* _Brief_: Return each line containing "index".

* _Given data_:
┌──

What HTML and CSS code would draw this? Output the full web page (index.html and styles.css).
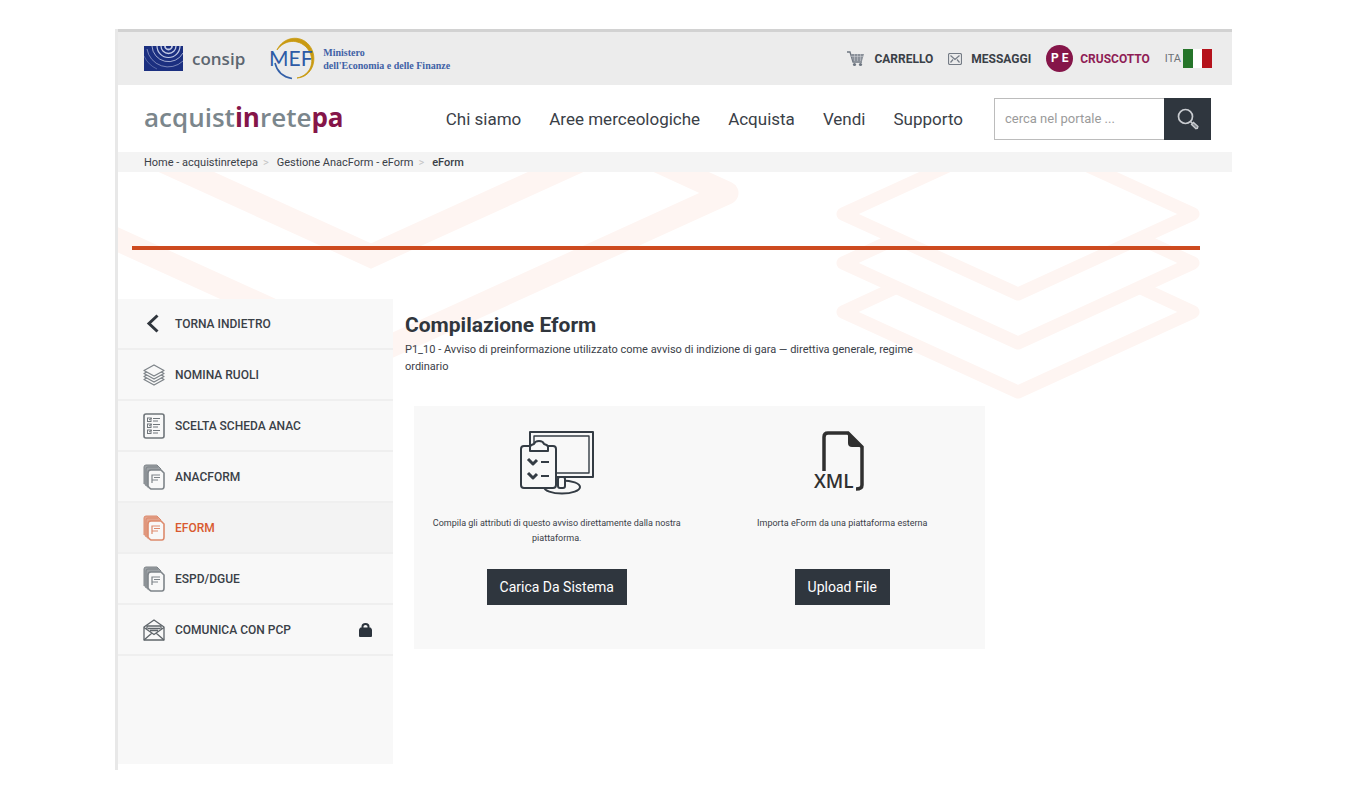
FILE: index.html
```html
<!DOCTYPE html>
<html lang="it">
<head>
    <meta charset="UTF-8">
    <meta name="viewport" content="width=device-width, initial-scale=1.0">
    <title>acquistinretepa - Compilazione Eform</title>
    <link rel="stylesheet" href="styles.css">
</head>
<body>
    <!-- simboli condivisi -->
    <svg class="sprite" width="0" height="0" aria-hidden="true">
        <symbol id="ico-form" viewBox="0 0 22 26">
            <path d="M1 20V3q0-2 2-2h11l4 4v2H8Q5 7 5 10v14z" fill="currentColor" opacity=".75"/>
            <path d="M1 20V3q0-2 2-2h11l4 4M3 22V5q0-2 2-2h10" fill="none" stroke="currentColor"/>
            <path d="M8 6h10l3 3v13q0 3-2 3H8q-2-1-3-3V9q0-3 3-3z" fill="#f8f8f8" stroke="currentColor" stroke-width="1.6"/>
            <path d="M9 19v-8h8M11 13.500h6M9 16h6" fill="none" stroke="currentColor" stroke-width="1.200"/>
        </symbol>
    </svg>

    <div class="page">
        <div class="topbar">
            <div class="brands">
                <a href="#" class="consip">
                    <svg width="39" height="25" viewBox="0 0 39 25" aria-hidden="true">
                        <rect width="39" height="25" fill="#1b2f80"/>
                        <g fill="none" stroke="#c3cbe6">
                            <path d="M21 0a3.500 3.500 0 0 0 7 0" stroke-width="1.800"/>
                            <path d="M17 0a7.500 7.500 0 0 0 15 0" stroke-width="1.300"/>
                            <path d="M13 0a11.500 11.500 0 0 0 23 0" stroke-width="1.200"/>
                            <path d="M8 0a16.500 16.500 0 0 0 31 7" stroke-width="1" opacity=".8"/>
                            <path d="M3 3a21.500 21.500 0 0 0 36 12" stroke-width=".8" opacity=".7"/>
                            <path d="M0 10a26 26 0 0 0 13 13" stroke-width=".7" opacity=".5"/>
                        </g>
                    </svg>
                    <span>consip</span>
                </a>
                <a href="#" class="mef">
                    <svg width="48" height="44" viewBox="0 0 48 44" aria-hidden="true">
                        <path d="M8 13C14 0 31-3 40 8c10 12 4 32-12 33 15-3 19-19 10-30C29 1 15 3 8 13z" fill="#c99a12" stroke="#c99a12" stroke-width=".8"/>
                        <path d="M6 26q3 13 17 15.500" fill="none" stroke="#3460a8" stroke-width="1.600"/>
                        <text x="0" y="29" class="mef-text">MEF</text>
                    </svg>
                    <span>Ministero<br>dell'Economia e delle Finanze</span>
                </a>
            </div>
            <div class="tools">
                <a href="#">
                    <svg width="18" height="16" viewBox="0 0 18 16" aria-hidden="true">
                        <path d="M0 1h3l3 10h9" fill="none" stroke="#6d7580" stroke-width="1.300"/>
                        <path d="M4 3h13l-2 7H6z" fill="#8b919a"/>
                        <path d="M7.500 3v7M10.500 3v7M13.500 3v7M4 5.500h12" stroke="#d0d3d8" stroke-width=".5"/>
                        <circle cx="7.500" cy="13.500" r="1.600" fill="#6d7580"/>
                        <circle cx="13.500" cy="13.500" r="1.600" fill="#6d7580"/>
                    </svg>
                    CARRELLO
                </a>
                <a href="#">
                    <svg width="14" height="12" viewBox="0 0 14 12" aria-hidden="true">
                        <g fill="none" stroke="#757c86" stroke-width="1.200">
                            <rect x=".5" y=".5" width="13" height="11" rx="1.500"/>
                            <path d="M2.500 2.500L7 6.500l4.500-4M2.500 9.500l2.500-3M11.500 9.500L9 6.500"/>
                        </g>
                    </svg>
                    MESSAGGI
                </a>
                <a href="#" class="user"><span class="avatar">P E</span> CRUSCOTTO</a>
                <a href="#" class="lang">ITA
                    <svg width="29" height="19" viewBox="0 0 29 19" aria-hidden="true">
                        <rect width="29" height="19" fill="#fff"/>
                        <rect width="10" height="19" fill="#26752a"/>
                        <rect x="19" width="10" height="19" fill="#b5131c"/>
                    </svg>
                </a>
            </div>
        </div>

        <header class="header">
            <a href="#" class="logo">acquist<b>in</b>rete<b>pa</b></a>
            <nav class="nav">
                <a href="#">Chi siamo</a>
                <a href="#">Aree merceologiche</a>
                <a href="#">Acquista</a>
                <a href="#">Vendi</a>
                <a href="#">Supporto</a>
            </nav>
            <form class="search">
                <input type="text" placeholder="cerca nel portale ..." aria-label="cerca nel portale">
                <button type="button" aria-label="Cerca">
                    <svg width="24" height="24" viewBox="0 0 24 24" fill="none" stroke="#c9ccd0" aria-hidden="true">
                        <circle cx="9.500" cy="9.500" r="7" stroke-width="1.700"/>
                        <path d="M14.500 14.500l2 2" stroke-width="1.700"/>
                        <path d="M15.500 17.500l2-2 4.500 4q0 2-2 2.200z" stroke-width="1.300" fill="#858a90"/>
                    </svg>
                </button>
            </form>
        </header>

        <nav class="breadcrumb">
            <a href="#">Home - acquistinretepa</a><i>&gt;</i>
            <a href="#">Gestione AnacForm - eForm</a><i>&gt;</i>
            <span>eForm</span>
        </nav>

        <main class="main">
            <!-- livelli decorativi dietro al contenuto -->
            <svg class="layers" viewBox="0 0 1114 240" preserveAspectRatio="xMinYMin slice" fill="none" stroke="#fef5f2" aria-hidden="true">
                <g stroke-width="23">
                    <path d="M-103 -78L253 84 609 -78"/>
                    <path d="M-103 21L253 183 609 21 500 -29" stroke-linejoin="round"/>
                </g>
                <g stroke-width="13" stroke-linejoin="round">
                    <path d="M900 -38L725 42 900 122 1075 42z"/>
                    <path d="M779 66L725 91 900 171 1075 91 1021 66"/>
                    <path d="M779 115L725 140 900 220 1075 140 1021 115"/>
                </g>
            </svg>

            <hr class="rule">

            <div class="columns">
                <aside class="sidebar">
                    <a href="#">
                        <svg width="22" height="22" viewBox="0 0 22 22" aria-hidden="true"><path d="M14.500 2.500L6 10.500l8.500 8" fill="none" stroke="#30363d" stroke-width="3"/></svg>
                        TORNA INDIETRO
                    </a>
                    <a href="#">
                        <svg width="22" height="22" viewBox="0 0 22 22" fill="#f8f8f8" stroke="#7e8489" stroke-width="1.300" stroke-linejoin="round" aria-hidden="true">
                            <path d="M11 10l10 5.500L11 21 1 15.500z"/>
                            <path d="M11 7l10 5.500L11 18 1 12.500z"/>
                            <path d="M11 4l10 5.500L11 15 1 9.500z"/>
                            <path d="M11 1l10 5.500L11 12 1 6.500z"/>
                        </svg>
                        NOMINA RUOLI
                    </a>
                    <a href="#">
                        <svg width="22" height="26" viewBox="0 0 22 26" fill="none" stroke="#6f757a" aria-hidden="true">
                            <rect x="1" y="1" width="20" height="24" rx="2" stroke-width="1.600"/>
                            <rect x="4.500" y="5" width="3.500" height="3.500"/>
                            <rect x="4.500" y="11" width="3.500" height="3.500"/>
                            <rect x="4.500" y="17" width="3.500" height="3.500"/>
                            <path d="M10 5.500h7M10 8h5M10 11.500h7M10 14h5M10 17.500h7M10 20h5M6 7l3-2M6 13l3-2M6 19l3-2"/>
                        </svg>
                        SCELTA SCHEDA ANAC
                    </a>
                    <a href="#"><svg class="grey" width="22" height="26" aria-hidden="true"><use href="#ico-form"/></svg>ANACFORM</a>
                    <a href="#" class="active"><svg width="22" height="26" aria-hidden="true"><use href="#ico-form"/></svg>EFORM</a>
                    <a href="#"><svg class="grey" width="22" height="26" aria-hidden="true"><use href="#ico-form"/></svg>ESPD/DGUE</a>
                    <a href="#">
                        <svg width="22" height="22" viewBox="0 0 22 22" fill="none" stroke="#5f656a" stroke-width="1.300" stroke-linejoin="round" aria-hidden="true">
                            <path d="M1 8l10-7 10 7v13H1z"/>
                            <path d="M4 10V7h14v3M1 8.500l10 7 10-7M1 21l8-7M21 21l-8-7M5 9.500h12M7 11.500h8"/>
                        </svg>
                        COMUNICA CON PCP
                        <svg class="lock" width="13" height="14" viewBox="0 0 13 14" aria-hidden="true">
                            <path d="M3.500 6V3.500q0-2.500 3-2.500t3 2.500V6" fill="none" stroke="#2c343d" stroke-width="2"/>
                            <path d="M1.500 4.500h10q1.500 1 1.500 2.500v6q0 1-1 1H1q-1 0-1-1V7q0-1.500 1.500-2.500z" fill="#2c343d"/>
                        </svg>
                    </a>
                </aside>

                <section class="content">
                    <h1>Compilazione Eform</h1>
                    <p class="desc">P1_10 - Avviso di preinformazione utilizzato come avviso di indizione di gara — direttiva generale, regime ordinario</p>

                    <div class="options">
                        <div class="option">
                            <svg width="74" height="66" viewBox="0 0 74 66" fill="#f8f8f8" stroke="#343c44" stroke-width="2" stroke-linejoin="round" aria-hidden="true">
                                <ellipse cx="42" cy="57" rx="18" ry="6.500"/>
                                <path d="M10 2h63v45H10z"/>
                                <path d="M14 6h55v37H14z" stroke-width="1.400"/>
                                <rect x="38" y="47" width="7" height="11" rx="2"/>
                                <rect x="1" y="16" width="35" height="42" rx="3"/>
                                <path d="M10 21v-4q0-2 4-3 1-3 5-3t5 3q4 1 4 3v4z"/>
                                <g fill="none">
                                    <path d="M8 29l5 5 4-4M8 43l5 5 4-4" stroke-width="3"/>
                                    <path d="M21 32h8M21 46h8"/>
                                </g>
                            </svg>
                            <p>Compila gli attributi di questo avviso direttamente dalla nostra piattaforma.</p>
                            <button type="button">Carica Da Sistema</button>
                        </div>
                        <div class="option">
                            <svg width="58" height="66" viewBox="0 0 58 66" aria-hidden="true">
                                <path d="M11 41V7q0-4 4-4h20l14 14v38q0 4-6 4" fill="none" stroke="#303030" stroke-width="3.500"/>
                                <path d="M35 2l15 15H39q-4 0-4-4z" fill="#303030"/>
                                <text x="1" y="58" class="xml-text">XML</text>
                            </svg>
                            <p>Importa eForm da una piattaforma esterna</p>
                            <button type="button">Upload File</button>
                        </div>
                    </div>
                </section>
            </div>
        </main>
    </div>
</body>
</html>
```

FILE: styles.css
```css
* {
    box-sizing: border-box;
}

body {
    margin: 0;
    padding: 29px 115px 28px;
    background-color: #fff;
    color: #3a4047;
    font-family: Roboto, "Liberation Sans", sans-serif;
}

a {
    color: inherit;
    text-decoration: none;
}

svg {
    display: block;
    flex: none;
}

.sprite {
    position: absolute;
}

.page {
    border-left: 3px solid #e8e8e8;
}

/* barra superiore */
.topbar {
    display: flex;
    justify-content: space-between;
    align-items: center;
    height: 56px;
    padding: 0 20px 0 26px;
    border-top: 3px solid #d2d2d2;
    background-color: #ececec;
}

.brands,
.brands a,
.tools,
.tools a {
    display: flex;
    align-items: center;
}

.brands {
    gap: 24px;
}

.consip {
    gap: 9px;
    color: #5c6670;
    font-family: "Open Sans", sans-serif;
    font-size: 17px;
    font-weight: 600;
}

.mef {
    gap: 6px;
    color: #3f62a6;
    font-family: "Liberation Serif", serif;
    font-size: 10px;
    font-weight: bold;
    line-height: 13px;
}

.mef-text {
    fill: #2d5aa6;
    font-family: Lato, sans-serif;
    font-size: 21px;
    font-weight: normal;
}

.tools {
    gap: 15px;
    font-size: 12px;
    font-weight: bold;
}

.tools a {
    gap: 9px;
}

.tools .user {
    gap: 7px;
    color: #8f1d55;
}

.avatar {
    width: 27px;
    height: 27px;
    border-radius: 50%;
    background-color: #851549;
    color: #fff;
    line-height: 27px;
    text-align: center;
}

.tools .lang {
    gap: 2px;
    color: #6d7277;
    font-size: 11px;
    font-weight: normal;
}

/* intestazione */
.header {
    display: flex;
    align-items: center;
    height: 67px;
    padding: 0 21px 0 26px;
}

.logo {
    padding-bottom: 4px;
    color: #7b868c;
    font-family: "Open Sans", sans-serif;
    font-size: 26px;
    font-weight: 600;
    line-height: 30px;
}

.logo b {
    color: #851549;
    font-weight: bold;
}

.nav {
    display: flex;
    gap: 28px;
    margin-left: auto;
    font-size: 17px;
}

.search {
    display: flex;
    height: 42px;
    margin-left: 31px;
}

.search input {
    width: 170px;
    padding: 0 10px;
    border: 1px solid #bcbcbc;
    border-right: 0;
    border-radius: 0;
    font-family: inherit;
    font-size: 13px;
}

.search input::placeholder {
    color: #9b9b9b;
}

.search button {
    display: flex;
    justify-content: center;
    align-items: center;
    width: 47px;
    padding: 0;
    border: 0;
    background-color: #2f363e;
}

.breadcrumb {
    display: flex;
    align-items: center;
    height: 20px;
    padding: 0 26px;
    background-color: #f4f4f4;
    font-size: 11px;
}

.breadcrumb i {
    margin: 0 8px 0 5px;
    color: #c4c4c4;
    font-style: normal;
}

.breadcrumb span {
    font-weight: 500;
}

/* corpo */
.main {
    position: relative;
    padding: 74px 0 6px;
}

.layers {
    position: absolute;
    top: 0;
    left: 0;
    z-index: -1;
    width: 100%;
    height: 240px;
}

.rule {
    height: 4px;
    margin: 0 32px 0 14px;
    border: 0;
    background-color: #cd4a1f;
}

.columns {
    display: flex;
    margin-top: 49px;
}

.sidebar {
    flex: none;
    width: 275px;
    min-height: 465px;
    background-color: #f8f8f8;
    font-size: 12px;
    font-weight: 500;
}

.sidebar a {
    display: flex;
    align-items: center;
    gap: 10px;
    height: 51px;
    padding: 0 21px 0 25px;
    border-bottom: 2px solid #efefef;
}

.sidebar .grey {
    color: #7e8489;
}

.sidebar .active {
    background-color: #f3f3f3;
    color: #d9592f;
}

.sidebar .active svg {
    color: #dd8a6c;
}

.sidebar .lock {
    margin-left: auto;
}

.content {
    flex: 1;
    max-width: 592px;
    padding: 13px 0 0 12px;
}

h1 {
    margin: 0;
    color: #30363d;
    font-size: 21px;
    font-weight: bold;
    line-height: 26px;
}

.desc {
    max-width: 530px;
    margin: 3px 0 0;
    font-size: 11px;
    line-height: 17px;
}

.options {
    display: grid;
    grid-template-columns: 1fr 1fr;
    margin: 31px 0 0 9px;
    padding: 24px 0 44px;
    background-color: #f8f8f8;
}

.option {
    display: flex;
    flex-direction: column;
    align-items: center;
    padding: 0 12px;
    text-align: center;
}

.option p {
    min-height: 30px;
    margin: 20px 0 23px;
    font-size: 9px;
    line-height: 15px;
}

.option button {
    height: 36px;
    padding: 0 13px;
    border: 0;
    background-color: #2f363e;
    color: #fff;
    font-family: inherit;
    font-size: 14px;
}

.xml-text {
    fill: #303030;
    font-family: "Open Sans", sans-serif;
    font-size: 19px;
    font-weight: 600;
}
```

└──

* _Written reply_:
What HTML and CSS code would draw this? Output the full web page (index.html and styles.css).
FILE: index.html
    z-index: -1;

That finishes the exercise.